Think of what lengths you would go to protect your children. Would you even perhaps break the rules if you had to? That’s what the woman did – she broke social norms and religious prohibitions – she broke the rules in order to get to Jesus, in order to be healed. Jairus, too, this prominent synagogue official, falls down at Jesus’ feet, embarrasses himself and begs Jesus to help – for the sake of his daughter. Their desperation for their children emboldens them to break the rules, to break with norms in order to save their children.
I’ve witnessed that kind of desperation first-hand. I’ve spoken to Syrian refugee fathers who have scooped up their children and taken them to a foreign land –with no plan, no guarantees, no direction – all they know is that they are doing what they have to do to save their children.
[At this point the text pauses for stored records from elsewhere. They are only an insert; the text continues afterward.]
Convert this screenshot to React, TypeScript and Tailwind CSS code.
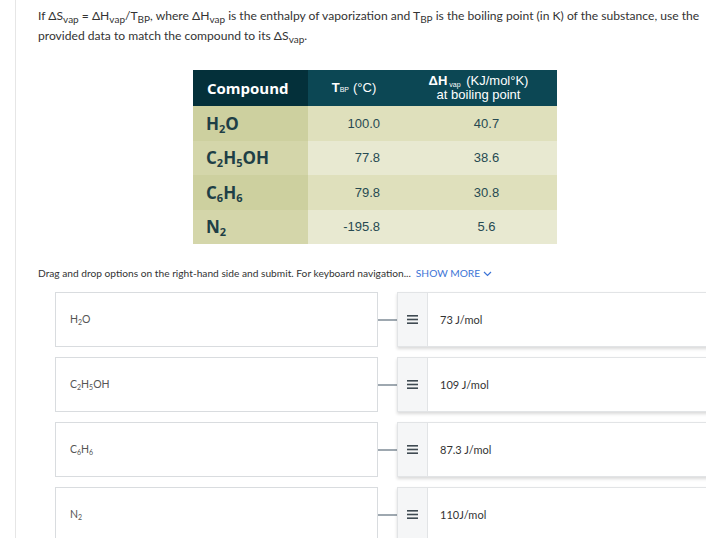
import React from "react";

const sans = { fontFamily: "Lato, 'Liberation Sans', sans-serif" };

type Row = { name: React.ReactNode; t: string; h: string };

const rows: Row[] = [
  { name: <>H<sub className="text-[11px]">2</sub>O</>, t: "100.0", h: "40.7" },
  {
    name: <>C<sub className="text-[11px]">2</sub>H<sub className="text-[11px]">5</sub>OH</>,
    t: "77.8",
    h: "38.6",
  },
  { name: <>C<sub className="text-[11px]">6</sub>H<sub className="text-[11px]">6</sub></>, t: "79.8", h: "30.8" },
  { name: <>N<sub className="text-[11px]">2</sub></>, t: "-195.8", h: "5.6" },
];

const pairs: { left: React.ReactNode; right: string }[] = [
  { left: <>H<sub className="text-[7px]">2</sub>O</>, right: "73 J/mol" },
  { left: <>C<sub className="text-[7px]">2</sub>H<sub className="text-[7px]">5</sub>OH</>, right: "109 J/mol" },
  { left: <>C<sub className="text-[7px]">6</sub>H<sub className="text-[7px]">6</sub></>, right: "87.3 J/mol" },
  { left: <>N<sub className="text-[7px]">2</sub></>, right: "110J/mol" },
];

function Handle() {
  return (
    <svg width="11" height="9" viewBox="0 0 11 9">
      <rect x="0" y="0" width="11" height="1.6" fill="#3f4a52" />
      <rect x="0" y="3.7" width="11" height="1.6" fill="#3f4a52" />
      <rect x="0" y="7.4" width="11" height="1.6" fill="#3f4a52" />
    </svg>
  );
}

const vsub = "text-[10px] leading-none align-baseline relative top-[3px]";

export default function App() {
  return (
    <div className="w-[706px] h-[538px] overflow-hidden bg-white relative" style={sans}>
      <div className="absolute left-[15px] top-0 bottom-0 w-px bg-[#e6e6e6]" />
      <div className="pl-[38px] pr-[4px] pt-[6px] text-[12.1px] leading-[20px] text-[#333]">
        If ΔS<span className={vsub}>vap</span> = ΔH<span className={vsub}>vap</span>/T
        <span className={vsub}>BP</span>, where ΔH<span className={vsub}>vap</span> is the enthalpy of vaporization and
        T<span className={vsub}>BP</span> is the boiling point (in K) of the substance, use the provided data to match
        the compound to its ΔS<span className={vsub}>vap</span>.
      </div>

      <div className="ml-[193px] mt-[24px] w-[364px]">
        <div className="flex h-[36px] text-white">
          <div
            className="w-[115px] bg-[#04303a] flex items-center pl-[14px] text-[15px] font-bold"
            style={{ fontFamily: "'Open Sans', sans-serif" }}
          >
            Compound
          </div>
          <div
            className="w-[92px] bg-[#0c4754] flex items-center justify-center text-[13px]"
            style={{ fontFamily: "'Liberation Sans', sans-serif" }}
          >
            <span className="font-bold">T</span>
            <sub className="text-[7px] mr-[4px] leading-none">BP</sub>(°C)
          </div>
          <div
            className="flex-1 bg-[#0c4754] flex flex-col items-center justify-center text-[13px] leading-[14px]"
            style={{ fontFamily: "'Liberation Sans', sans-serif" }}
          >
            <div>
              <span className="font-bold">ΔH</span>
              <sub className="text-[7px] mx-[2px] leading-none">vap</sub> (KJ/mol°K)
            </div>
            <div>at boiling point</div>
          </div>
        </div>
        {rows.map((r, i) => (
          <div key={i} className="flex h-[34.5px]">
            <div
              className={`w-[115px] flex items-center pl-[13px] text-[17px] font-bold text-[#1e3f46] ${
                i % 2 === 0 ? "bg-[#cdd09f]" : "bg-[#d4d6aa]"
              }`}
              style={{ fontFamily: "'Open Sans', sans-serif" }}
            >
              <span className="leading-none">{r.name}</span>
            </div>
            <div
              className={`flex-1 flex text-[13px] text-[#274a52] ${
                i % 2 === 0 ? "bg-[#dfe0bc]" : "bg-[#e8e9d1]"
              }`}
              style={{ fontFamily: "'Liberation Sans', sans-serif" }}
            >
              <div className="w-[92px] flex items-center justify-end pr-[20px]">{r.t}</div>
              <div className="flex-1 flex items-center justify-center pl-[16px]">{r.h}</div>
            </div>
          </div>
        ))}
      </div>

      <div className="pl-[38px] mt-[22px] text-[10.2px] text-[#333] flex items-center">
        Drag and drop options on the right-hand side and submit. For keyboard navigation...
        <span className="ml-[5px] text-[#3c74d6]">SHOW MORE</span>
        <svg width="9" height="6" viewBox="0 0 9 6" className="ml-[3px]">
          <path d="M1 1l3.5 3.5L8 1" fill="none" stroke="#3c74d6" strokeWidth="1.2" />
        </svg>
      </div>

      <div className="mt-[11px] ml-[55px] flex flex-col gap-[10px]">
        {pairs.map((p, i) => (
          <div key={i} className="flex items-center">
            <div className="w-[323px] h-[55px] shrink-0 border border-[#d9dcdf] flex items-center pl-[14px] text-[10.5px] text-[#555]">
              <span>{p.left}</span>
            </div>
            <div className="w-[19px] h-[2px] shrink-0 bg-[#9ea8b0]" />
            <div className="w-[420px] h-[55px] shrink-0 border border-[#e2e4e6] shadow-[0_2px_3px_rgba(0,0,0,0.15)] flex">
              <div className="w-[30px] bg-[#f5f6f7] border-r border-[#e2e4e6] flex items-center justify-center">
                <Handle />
              </div>
              <div className="flex items-center pl-[12px] text-[11px] text-[#333]">{p.right}</div>
            </div>
          </div>
        ))}
      </div>
    </div>
  );
}
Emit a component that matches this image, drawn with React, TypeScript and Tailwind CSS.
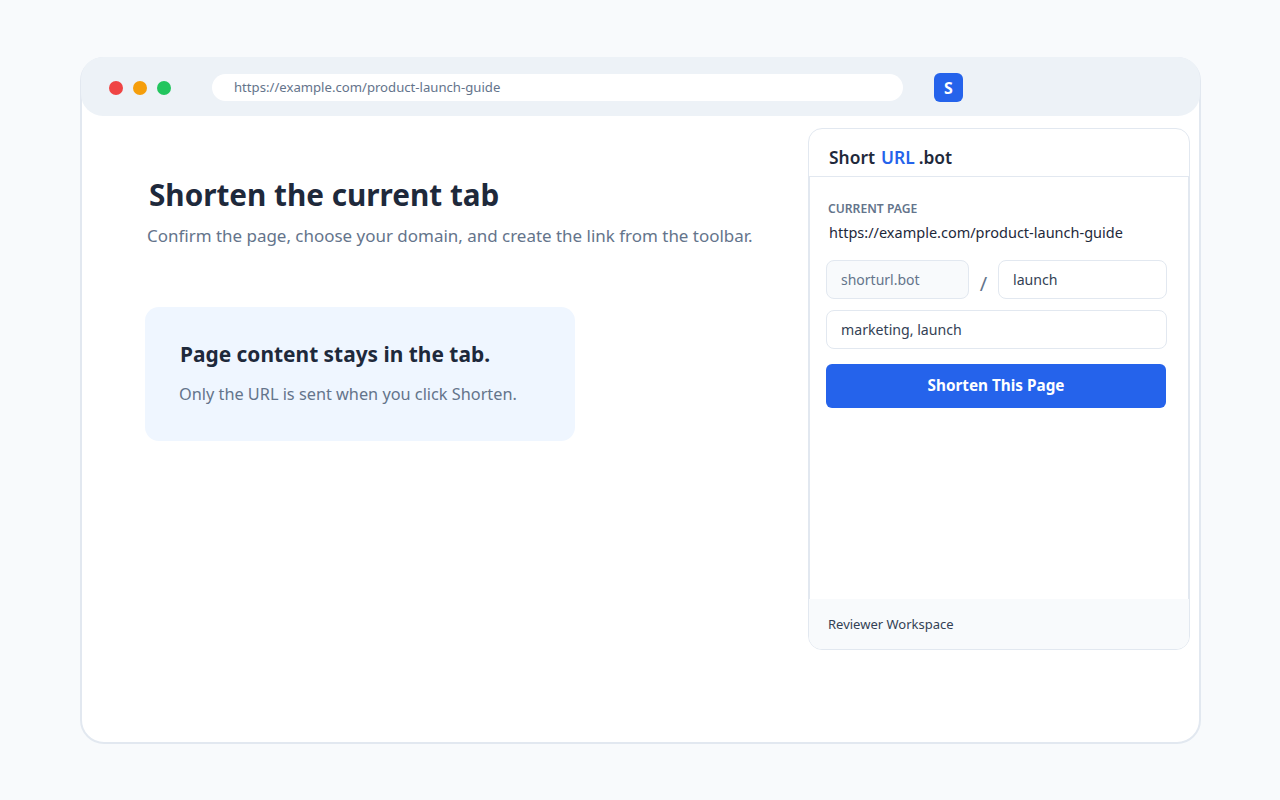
const url = "https://example.com/product-launch-guide"

function Toolbar() {
  return (
    <div className="-mx-[1px] -mt-[2px] flex h-[59px] items-center rounded-[22px] bg-[#edf2f7] pt-[2px] pl-[28px]">
      <div className="flex gap-[10px]">
        <span className="size-[14px] rounded-full bg-[#ef4444]" />
        <span className="size-[14px] rounded-full bg-[#f59e0b]" />
        <span className="size-[14px] rounded-full bg-[#22c55e]" />
      </div>
      <div className="ml-[41px] flex h-[27px] w-[691px] items-center rounded-full bg-white pl-[22px] text-[13.15px] text-[#64748b]">
        {url}
      </div>
      <div className="ml-[31px] flex size-[29px] items-center justify-center rounded-[6px] bg-[#2563eb] text-[16px] font-bold text-white">
        S
      </div>
    </div>
  )
}

function Panel() {
  return (
    <div className="mt-[12px] mr-[9px] flex h-[522px] w-[382px] flex-col overflow-hidden rounded-[14px] border border-[#e2e8f0] bg-white">
      <div className="flex h-[48px] items-center gap-[6px] border-b border-[#e2e8f0] pt-[9px] pl-[20px] text-[17.4px] font-semibold text-[#1e293b]">
        <span>Short</span>
        <span className="text-[#2563eb]">URL</span>
        <span className="-ml-[2px]">.bot</span>
      </div>
      <div className="flex-1 border-x border-[#e2e8f0] px-[16px] pt-[24px]">
        <div className="pl-[2px] text-[12.15px] leading-[16px] font-semibold text-[#64748b]">CURRENT PAGE</div>
        <div className="mt-[5px] pl-[3px] text-[14.5px] leading-[20px] text-[#1e293b]">{url}</div>
        <div className="mt-[18px] flex items-center">
          <div className="flex h-[39px] w-[143px] items-center rounded-[8px] border border-[#e2e8f0] bg-[#f8fafc] pl-[14px] text-[14px] text-[#64748b]">
            shorturl.bot
          </div>
          <span className="w-[29px] pt-[9px] text-center text-[20px] leading-none text-[#64748b]">/</span>
          <div className="flex h-[39px] w-[169px] items-center rounded-[8px] border border-[#e2e8f0] pl-[14px] text-[14.15px] text-[#334155]">
            launch
          </div>
        </div>
        <div className="mt-[11px] flex h-[39px] w-[341px] items-center rounded-[8px] border border-[#e2e8f0] pl-[14px] text-[14.15px] text-[#334155]">
          marketing, launch
        </div>
        <button className="mt-[15px] h-[44px] w-[340px] rounded-[6px] bg-[#2563eb] pb-[2px] text-[15.3px] font-bold text-white">
          Shorten This Page
        </button>
      </div>
      <div className="flex h-[50px] items-center bg-[#f8fafc] pt-[1px] pl-[19px] text-[13px] text-[#334155]">
        Reviewer Workspace
      </div>
    </div>
  )
}

export default function App() {
  return (
    <div className="h-[800px] bg-[#f8fafc] px-[80px] pt-[57px] font-['Noto_Sans',sans-serif]">
      <div className="h-[687px] w-[1121px] rounded-[24px] border-2 border-[#e2e8f0] bg-white">
        <Toolbar />
        <div className="flex justify-between">
          <div className="pt-[57px] pl-[63px]">
            <h1 className="pl-[4px] text-[29.7px] leading-[44px] font-bold text-[#1e293b]">Shorten the current tab</h1>
            <p className="mt-[7px] pl-[2px] text-[16.97px] leading-[24px] text-[#64748b]">
              Confirm the page, choose your domain, and create the link from the toolbar.
            </p>
            <div className="mt-[59px] flex h-[134px] w-[430px] flex-col rounded-[14px] bg-[#eff6ff] pt-[31px] pl-[34px]">
              <h2 className="pl-[1px] text-[20.9px] leading-[32px] font-bold text-[#1e293b]">Page content stays in the tab.</h2>
              <p className="mt-[12px] text-[16.3px] leading-[24px] text-[#64748b]">Only the URL is sent when you click Shorten.</p>
            </div>
          </div>
          <Panel />
        </div>
      </div>
    </div>
  )
}
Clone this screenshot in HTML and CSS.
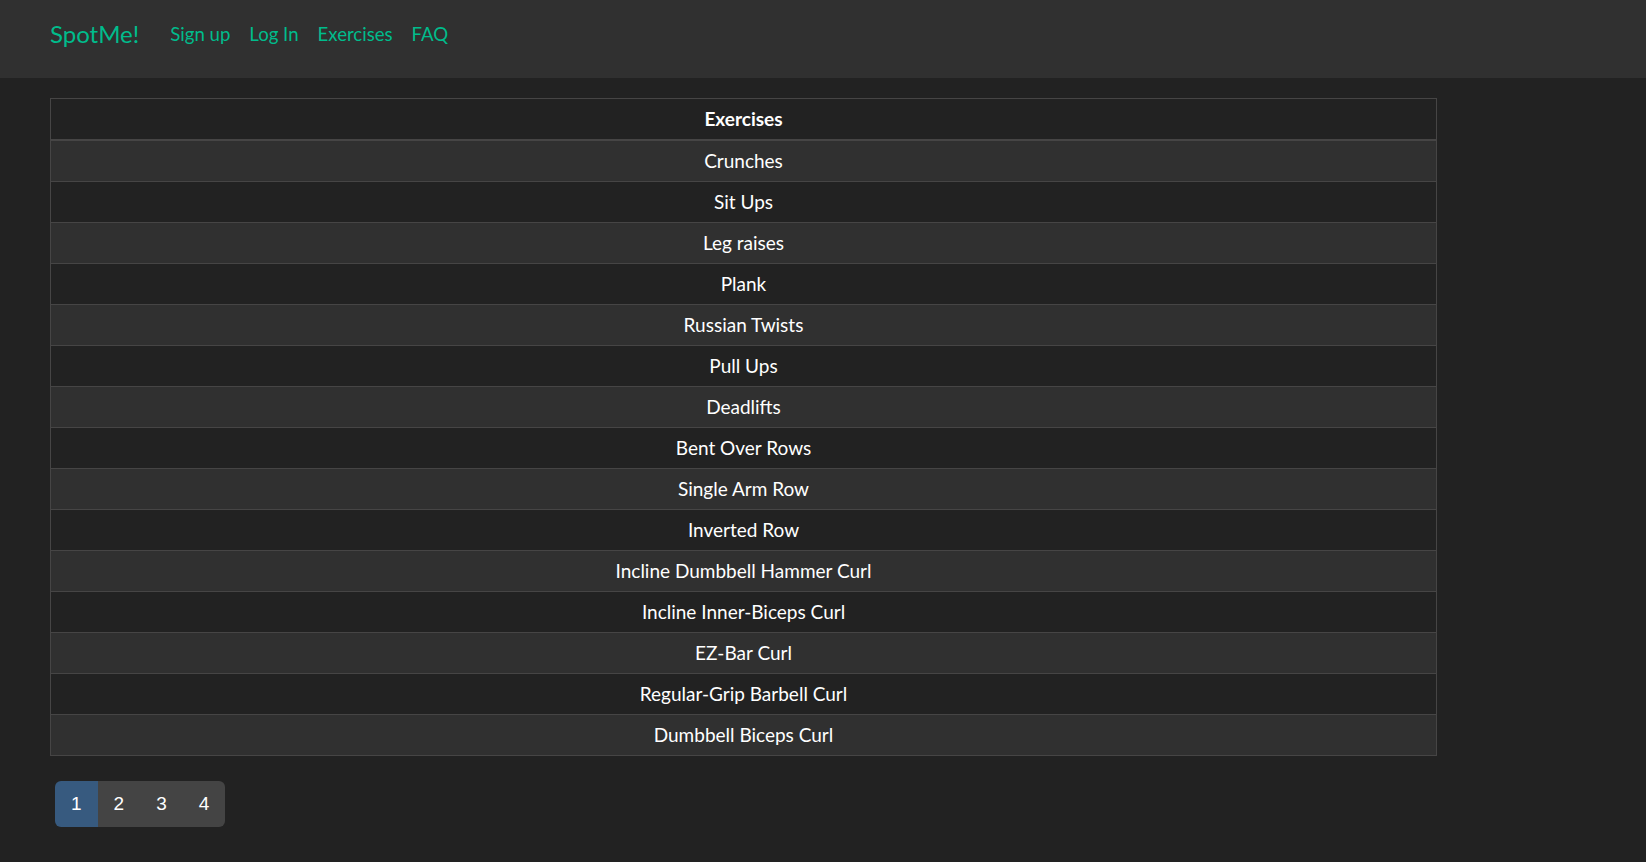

I’ve spoken to mothers in El Salvador who have sent their children north, sent them with people they hoped they could trust, just to get them away from the gangs and the violence and the threats to their lives. “It is sad”, one mother said, “that our children might become our most valuable export”. Other mothers expressed hesitation of ever being able to send their kids on their own, but were convinced that if the threats continued, they would not hesitate to take their children and to head north to save their lives.
These desperate folks land on our borders sometimes. And how do we respond? Do we approve when children are separated from their parents at the border? Do we cheer when children are sent to immigration court alone? Do we applaud when people are turned around and sent away or locked up because they were asking us to protect them from violence and gangs and abuse? And then we have the audacity to sing our opening song, “All Are Welcome”?
How should we respond? I would ask you to consider three articles that appear in this month’s issue of the WNY Catholic. The first is by Bishop Malone that talks about why we must build bridges instead of walls. The second article is one about our US Bishops’ reaction to the Administration’s “zero tolerance” policy at the border. The third is my column that talks about what the Church teaches about migration.
I think that it’s important that you listen to what the Church has to say about these issues because there are other voices out there – voices that want you to be afraid. They want you to be afraid that these desperate people are going to take your jobs or use up your resources. They want you to be afraid that these people will come and bring murder and rape and drugs and violence. They want you to be afraid that somehow what we give to them will mean less for you – as if we don’t have enough to go around. They want you to be afraid.
Maybe the words that Jesus spoke to Jairus he is speaking to us: “Don’t be afraid. Just have faith”.